LARA editor Mark Thomas summarises the latest happenings across the low-fare and regional aviation industry.
The undoubted big news in recent days was the revelation by Bombardier that it will, subject to regulatory approvals, sell off its Dash 8 (Q Series) turboprop programme and the revered de Havilland name and trademark to the parent company of its compatriot Viking Air.
The US$300 million sale of the Dash 8 and all the worldwide product support and aftermarket business (covering some 1,000 aircraft) was something of a surprise, although many believed that following the sale by Bombardier of the production factory at Downsview in Ontario earlier this year, the writing was on the wall for the turboprop programme.
However, despite the initial dismay in some Canadian quarters – no one can pretend a corporate restructuring process that will cost 5,000 jobs is good news – there are as always some positives that will emerge out of this transaction if it proceeds to its conclusion in the latter half of next year.
For Bombardier Commercial Aircraft, which earlier this year of course closed its C Series handover to Airbus, it allows it to turn its full attention upon its CRJ programme and build upon the early encouraging momentum that aircraft type has received following the reinvigoration of the regional jet’s cabins with the impressive and well-received Atmosphere upgrade. Let’s not forget the reliable if ageing CRJ still remains scope compliant in the US, and its larger versions, the CRJ900s and 1000s, are still doing quiet but steady business in Europe too despite the younger competition.

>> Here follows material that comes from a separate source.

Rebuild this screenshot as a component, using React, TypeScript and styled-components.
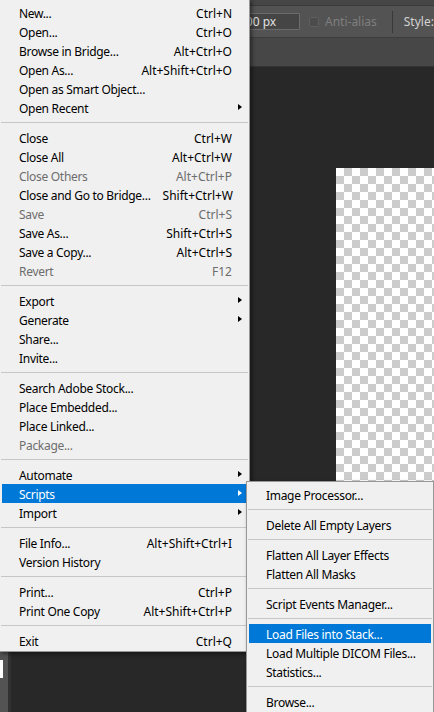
import React from 'react'
import styled, { createGlobalStyle } from 'styled-components'

const GlobalStyle = createGlobalStyle`
  html, body {
    margin: 0;
    padding: 0;
    background: #282828;
  }
  * {
    box-sizing: border-box;
  }
`

const UI_FONT = `"Noto Sans", "Open Sans", Arial, sans-serif`

type Item =
  | { sep: true }
  | {
      sep?: false
      label: string
      shortcut?: string
      disabled?: boolean
      sub?: boolean
      active?: boolean
    }

const fileMenu: Item[] = [
  { label: 'New...', shortcut: 'Ctrl+N' },
  { label: 'Open...', shortcut: 'Ctrl+O' },
  { label: 'Browse in Bridge...', shortcut: 'Alt+Ctrl+O' },
  { label: 'Open As...', shortcut: 'Alt+Shift+Ctrl+O' },
  { label: 'Open as Smart Object...' },
  { label: 'Open Recent', sub: true },
  { sep: true },
  { label: 'Close', shortcut: 'Ctrl+W' },
  { label: 'Close All', shortcut: 'Alt+Ctrl+W' },
  { label: 'Close Others', shortcut: 'Alt+Ctrl+P', disabled: true },
  { label: 'Close and Go to Bridge...', shortcut: 'Shift+Ctrl+W' },
  { label: 'Save', shortcut: 'Ctrl+S', disabled: true },
  { label: 'Save As...', shortcut: 'Shift+Ctrl+S' },
  { label: 'Save a Copy...', shortcut: 'Alt+Ctrl+S' },
  { label: 'Revert', shortcut: 'F12', disabled: true },
  { sep: true },
  { label: 'Export', sub: true },
  { label: 'Generate', sub: true },
  { label: 'Share...' },
  { label: 'Invite...' },
  { sep: true },
  { label: 'Search Adobe Stock...' },
  { label: 'Place Embedded...' },
  { label: 'Place Linked...' },
  { label: 'Package...', disabled: true },
  { sep: true },
  { label: 'Automate', sub: true },
  { label: 'Scripts', sub: true, active: true },
  { label: 'Import', sub: true },
  { sep: true },
  { label: 'File Info...', shortcut: 'Alt+Shift+Ctrl+I' },
  { label: 'Version History' },
  { sep: true },
  { label: 'Print...', shortcut: 'Ctrl+P' },
  { label: 'Print One Copy', shortcut: 'Alt+Shift+Ctrl+P' },
  { sep: true },
  { label: 'Exit', shortcut: 'Ctrl+Q' },
]

const scriptsMenu: Item[] = [
  { label: 'Image Processor...' },
  { sep: true },
  { label: 'Delete All Empty Layers' },
  { sep: true },
  { label: 'Flatten All Layer Effects' },
  { label: 'Flatten All Masks' },
  { sep: true },
  { label: 'Script Events Manager...' },
  { sep: true },
  { label: 'Load Files into Stack...', active: true },
  { label: 'Load Multiple DICOM Files...' },
  { label: 'Statistics...' },
  { sep: true },
  { label: 'Browse...' },
]

const Screen = styled.div`
  position: relative;
  width: 434px;
  height: 712px;
  overflow: hidden;
  display: flex;
  flex-direction: column;
  background: #282828;
  font-family: ${UI_FONT};
  font-size: 12px;
`

const TitleStrip = styled.div`
  height: 6px;
  background: #464646;
  border-bottom: 1px solid #3a3a3a;
`

const OptionsBar = styled.div`
  height: 32px;
  display: flex;
  align-items: center;
  padding-left: 230px;
  background: #535353;
  border-bottom: 1px solid #3c3c3c;
  color: #d6d6d6;
  white-space: nowrap;
`

const FieldBox = styled.div<{ $w: number; $h: number; $round?: boolean }>`
  width: ${({ $w }) => $w}px;
  height: ${({ $h }) => $h}px;
  flex: none;
  display: flex;
  align-items: center;
  padding-left: 8px;
  margin-left: ${({ $round }) => ($round ? 5 : 0)}px;
  background: #454545;
  border: 1px solid #6b6b6b;
  border-radius: ${({ $round }) => ($round ? 4 : 1)}px;
  color: #e0e0e0;
`

const CheckBox = styled.span`
  width: 10px;
  height: 10px;
  flex: none;
  margin-left: 9px;
  border: 1px solid #5f5f5f;
  border-radius: 2px;
  background: #4c4c4c;
`

const OptionLabel = styled.span<{ $dim?: boolean }>`
  margin-left: ${({ $dim }) => ($dim ? 6 : 11)}px;
  color: ${({ $dim }) => ($dim ? '#7e7e7e' : '#d2d2d2')};
`

const BarDivider = styled.span`
  width: 1px;
  height: 22px;
  flex: none;
  margin-left: 15px;
  background: #383838;
`

const TabBar = styled.div`
  height: 29px;
  background: #474747;
  border-bottom: 1px solid #333333;
`

const Workspace = styled.div`
  flex: 1;
  display: flex;
  min-height: 0;
`

const ToolsPanel = styled.div`
  width: 11px;
  flex: none;
  padding-top: 593px;
  background: #535353;
  border-right: 3px solid #323232;
`

const Swatch = styled.div`
  width: 3px;
  height: 18px;
  background: #ffffff;
`

const CanvasArea = styled.div`
  flex: 1;
  display: flex;
  padding: 101px 0 0 325px;
  background: #282828;
`

const Transparency = styled.div`
  flex: 1;
  background: repeating-conic-gradient(#cccccc 0 25%, #ffffff 0 50%) 0 0 / 16px 16px;
`

const Menu = styled.div<{ $x: number; $y: number; $w: number }>`
  position: absolute;
  left: ${({ $x }) => $x}px;
  top: ${({ $y }) => $y}px;
  width: ${({ $w }) => $w}px;
  padding: 3px 0 1px;
  background: #f0f0f0;
  border: 1px solid #979797;
  box-shadow: 2px 2px 4px rgba(0, 0, 0, 0.45);
  font-family: ${UI_FONT};
  font-size: 12px;
  white-space: nowrap;
`

const Row = styled.div<{ $active?: boolean; $disabled?: boolean }>`
  position: relative;
  height: 19px;
  margin: 0 2px;
  display: flex;
  align-items: center;
  padding: 1px 15px 0 17px;
  background: ${({ $active }) => ($active ? '#0078d7' : 'transparent')};
  color: ${({ $active, $disabled }) =>
    $active ? '#ffffff' : $disabled ? '#6d6d6d' : '#000000'};
`

const Label = styled.span`
  flex: 1;
  letter-spacing: -0.3px;
`

const Shortcut = styled.span`
  margin-left: 12px;
`

const Arrow = styled.span<{ $active?: boolean }>`
  position: absolute;
  right: 5px;
  top: 6px;
  width: 0;
  height: 0;
  border-left: 4px solid ${({ $active }) => ($active ? '#ffffff' : '#000000')};
  border-top: 3.5px solid transparent;
  border-bottom: 3.5px solid transparent;
`

const Separator = styled.div`
  height: 11px;
  display: flex;
  align-items: center;
  margin: 0 1px;

  &::after {
    content: '';
    flex: 1;
    height: 1px;
    background: #c6c6c6;
  }
`

function MenuList({ items }: { items: Item[] }) {
  return (
    <>
      {items.map((it, i) =>
        it.sep ? (
          <Separator key={i} />
        ) : (
          <Row key={i} $active={it.active} $disabled={it.disabled}>
            <Label>{it.label}</Label>
            {it.shortcut && <Shortcut>{it.shortcut}</Shortcut>}
            {it.sub && <Arrow $active={it.active} />}
          </Row>
        )
      )}
    </>
  )
}

export default function App() {
  return (
    <Screen>
      <GlobalStyle />
      <TitleStrip />
      <OptionsBar>
        <FieldBox $w={70} $h={17}>100 px</FieldBox>
        <CheckBox />
        <OptionLabel $dim>Anti-alias</OptionLabel>
        <BarDivider />
        <OptionLabel>Style:</OptionLabel>
        <FieldBox $w={14} $h={20} $round>
          N
        </FieldBox>
      </OptionsBar>
      <TabBar />
      <Workspace>
        <ToolsPanel>
          <Swatch />
        </ToolsPanel>
        <CanvasArea>
          <Transparency />
        </CanvasArea>
      </Workspace>

      <Menu $x={-1} $y={-1} $w={251}>
        <MenuList items={fileMenu} />
      </Menu>
      <Menu $x={246} $y={481} $w={188}>
        <MenuList items={scriptsMenu} />
      </Menu>
    </Screen>
  )
}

Interestingly, it did also admit it would “explore strategic options” for the programme, which obviously hints that it is not averse to engaging in potentially another deal similar perhaps to its C Series actions. That does not necessarily mean Airbus either.
For Viking, which has amongst its proven portfolio the 19-seat Twin Otter, this is a deal that will take it to another level as the largest commercial turboprop manufacturer in North America. It will also give the Q400 programme extra focus from its new owner at a crucial time in its life, with Bombardier having already started to make inroads with the turboprop in its higher-density 86 and 90-seater versions, largely in the booming Asian market.
It’s also rather a neat and tidy way, especially for the AvGeeks out there among us, to see the entire de Havilland product line reunited under the same banner once again for the first time in decades.
It has a certain synergy about it, and one not based entirely on sentimentality, but rather on the very real opportunities that now lie ahead for the historic de Havilland brand and the Q Series following this deal.